- Supreme Court of the United States

Argued March 20, 1963 Decided April 22, 1963
- Full case name: Ferguson v. Skrupa
- Citations: 372 U.S. 726 (more) 83 S. Ct. 1028; 10 L. Ed. 2d 93

Court membership
- Chief Justice Earl Warren Associate Justices Hugo Black · William O. Douglas Tom C. Clark · John M. Harlan II William J. Brennan Jr. · Potter Stewart Byron White · Arthur Goldberg

Case opinions
- Majority: Black, joined by Warren, Douglas, Clark, Brennan, Stewart, White, Goldberg
- Concurrence: Harlan (in judgment)

Laws applied
- U.S. Const. amend. XIV

= Ferguson v. Skrupa =

Ferguson v. Skrupa, 372 U.S. 726 (1963), was a case before the United States Supreme Court regarding the constitutionality of prohibiting debt adjustment.

==Background==

A Kansas statute makes it a misdemeanor for any person to engage "in the business of debt adjusting" except as an incident to the lawful practice of law, "debt adjusting" being defined as the making of a contract whereby an adjuster, for consideration, agrees to distribute payments by a debtor among his creditors in accordance with an agreed upon plan. The plaintiff, engaged in the business of "debt adjusting," alleged that his business was a useful and desirable one, and that, therefore, an absolute prohibition of the business by the State would violate his rights under the due process clause of the Fourteenth Amendment. The District Court, sitting as a three-judge court, granted an injunction on the statute.

==Opinion of the court==

On appeal, the Supreme Court of the United States reversed by a vote of 9-0. Justice Black delivered the majority opinion, which held that the statute did not violate the due process clause.
1) States had the power to legislate against what were found to be injurious practices in their internal commercial and business affairs so long as their laws did not run afoul of some specific federal constitutional prohibition or of some valid federal law.

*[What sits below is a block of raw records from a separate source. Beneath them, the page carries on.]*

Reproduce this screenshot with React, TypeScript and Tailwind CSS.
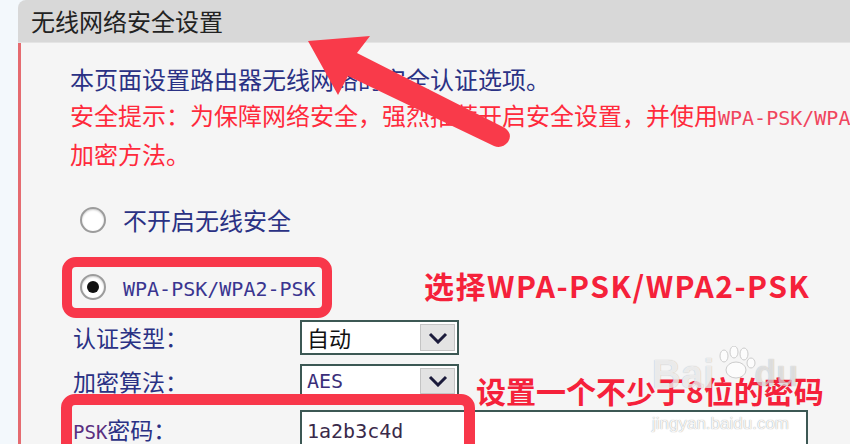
import React from 'react';

const cjk = "font-['Noto_Sans_CJK_SC',sans-serif]";
const mono = "font-['DejaVu_Sans_Mono','Liberation_Mono',monospace]";

interface SelectBoxProps {
  value: string;
  isMono?: boolean;
  height: string;
}

const SelectBox: React.FC<SelectBoxProps> = ({ value, isMono = false, height }) => (
  <div className={`w-[159px] ${height} border-2 border-[#3c5854] bg-white flex items-stretch p-[2px]`}>
    <span
      className={`flex-1 pl-[3px] flex items-center ${
        isMono ? `${mono} text-[20px] text-[#3b2f7a]` : `${cjk} text-[22px] text-[#111]`
      }`}
    >
      {value}
    </span>
    <div className="w-[35px] bg-[#e3e3e3] border border-[#c4c4c4] flex items-center justify-center">
      <svg width="20" height="12" viewBox="0 0 20 12">
        <polyline points="2,2 10,10 18,2" fill="none" stroke="#1b1b3b" strokeWidth="3" />
      </svg>
    </div>
  </div>
);

const Radio: React.FC<{ checked?: boolean }> = ({ checked = false }) => (
  <div className="w-[26px] h-[26px] rounded-full border-2 border-[#9c9c9c] bg-white flex items-center justify-center shadow-[inset_0_1px_2px_rgba(0,0,0,0.2)]">
    {checked && <div className="w-[12px] h-[12px] rounded-full bg-[#111]" />}
  </div>
);

export default function App() {
  return (
    <div className="relative w-[850px] h-[444px] overflow-hidden bg-[#f3f8fc] flex">
      <div className="ml-[18px] flex-1 flex flex-col rounded-tl-[8px] overflow-hidden">
        {/* header */}
        <div className={`h-[43px] shrink-0 bg-[#d8d8d8] pl-[13px] flex items-center ${cjk} text-[24px] text-[#222] border-b border-[#e4e4e4]`}>
          无线网络安全设置
        </div>

        {/* body */}
        <div className="flex-1 bg-[#f5f5f5] border-l-[3px] border-[#e56b70] pl-[49px] pt-[18px] whitespace-nowrap">
          <p className={`${cjk} text-[24px] leading-[36px] text-[#2a3184]`}>本页面设置路由器无线网络的安全认证选项。</p>
          <p className={`${cjk} text-[24px] leading-[36px] text-[#ff2a3c]`}>
            安全提示：为保障网络安全，强烈推荐开启安全设置，并使用
            <span className={`${mono} text-[20px] text-[#f0455e]`}>WPA-PSK/WPA2-PSK AES</span>
          </p>
          <p className={`${cjk} text-[24px] leading-[36px] text-[#ff2a3c]`}>加密方法。</p>

          <div className="mt-[30px] h-[36px] flex items-center">
            <div className="ml-[10px]">
              <Radio />
            </div>
            <span className={`ml-[17px] ${cjk} text-[24px] text-[#2a3184]`}>不开启无线安全</span>
          </div>

          <div className="mt-[33px] h-[36px] flex items-center">
            <div className="ml-[10px] -mt-[4px]">
              <Radio checked />
            </div>
            <span className={`ml-[17px] ${mono} text-[20px] text-[#3a3590]`}>WPA-PSK/WPA2-PSK</span>
          </div>

          <div className="mt-[13px] flex items-center">
            <span className={`w-[230px] pl-[3px] ${cjk} text-[23px] text-[#2a3184]`}>认证类型：</span>
            <SelectBox value="自动" height="h-[35px]" />
          </div>

          <div className="mt-[9px] flex items-center">
            <span className={`w-[230px] pl-[3px] ${cjk} text-[23px] text-[#2a3184]`}>加密算法：</span>
            <SelectBox value="AES" isMono height="h-[34px]" />
          </div>

          <div className="mt-[11px] flex items-start">
            <span className={`w-[230px] pl-[3px] pt-[2px] ${cjk} text-[23px] text-[#2a3184]`}>
              <span className={`${mono} text-[19px] text-[#5a2f80]`}>PSK</span>密码：
            </span>
            <div className={`w-[508px] h-[44px] border-2 border-[#3c5854] bg-white pl-[5px] pt-[4px] ${mono} text-[20px] text-[#3a2a4a]`}>
              1a2b3c4d
            </div>
          </div>
        </div>
      </div>

      {/* annotations */}
      <div className="absolute left-[62px] top-[257px] w-[270px] h-[61px] border-[10px] border-[#f8374a] rounded-[14px]" />
      <div className="absolute left-[61px] top-[394px] w-[414px] h-[70px] border-[11px] border-[#f8374a] rounded-[14px]" />

      <div className={`absolute left-[424px] top-[267px] ${cjk} font-bold text-[30px] tracking-[1.5px] leading-[36px] text-[#f5213a] whitespace-nowrap`}>
        选择WPA-PSK/WPA2-PSK
      </div>
      <div className={`absolute left-[476px] top-[371px] ${cjk} font-bold text-[30px] leading-[38px] text-[#f5213a] whitespace-nowrap`}>
        设置一个不少于8位的密码
      </div>

      {/* watermark */}
      <div className="absolute left-[652px] top-[346px] flex flex-col items-start pointer-events-none">
        <div className="flex items-end">
          <span className="font-['Liberation_Sans',sans-serif] font-bold text-[40px] leading-[40px] text-white/75 [text-shadow:0_0_1px_rgba(0,0,0,0.3)]">
            Bai
          </span>
          <svg width="44" height="34" viewBox="0 0 44 34" className="mb-[14px] opacity-70">
            <g fill="#ffffff" stroke="#bbbbbb" strokeWidth="1">
              <ellipse cx="10" cy="10" rx="4" ry="6" />
              <ellipse cx="20" cy="6" rx="4" ry="6" />
              <ellipse cx="30" cy="8" rx="4" ry="6" />
              <ellipse cx="37" cy="17" rx="4" ry="5" />
              <ellipse cx="22" cy="24" rx="10" ry="8" />
            </g>
          </svg>
          <span className="font-['Liberation_Sans',sans-serif] font-bold text-[36px] leading-[40px] text-white/60 [text-shadow:0_0_1px_rgba(0,0,0,0.3)] -ml-[4px]">
            du
          </span>
        </div>
        <span className="mt-[20px] font-['Liberation_Sans',sans-serif] text-[17px] leading-[20px] text-white/90 [text-shadow:0_0_1px_rgba(0,0,0,0.45)]">
          jingyan.baidu.com
        </span>
      </div>

      {/* arrow */}
      <svg className="absolute left-0 top-0 pointer-events-none" width="850" height="444" viewBox="0 0 850 444">
        <path
          d="M308,41 L370,36 L357,53 L505,128 Q513,134 508,142 Q502,149 494,146 L348,76 L338,95 Z"
          fill="#f93a4a"
        />
      </svg>
    </div>
  );
}
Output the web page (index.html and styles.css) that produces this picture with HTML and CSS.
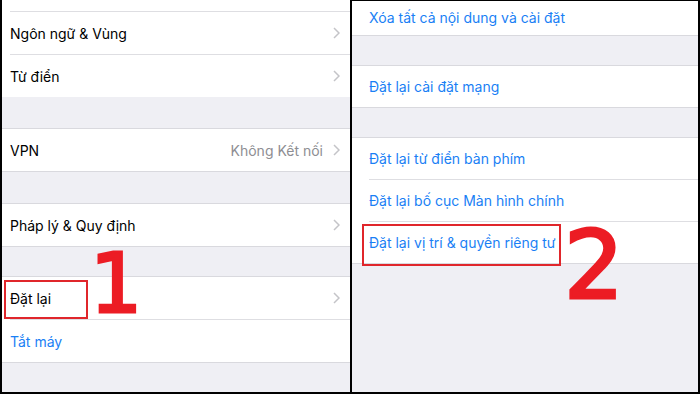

When the subject lay within the State's police power, debatable questions as to reasonableness were not for the courts but for the legislature.
2) The Court further held that the statute's exception of lawyers did not constitute a denial of equal protection of the laws to nonlawyers. Statutes created many classifications that did not deny equal protection; it was only invidious discrimination that offended the Constitution.

==Concurrence==

Harlan, J., concurred in the judgment on the ground that the state statute bore a rational relation to a constitutionally permissible objective.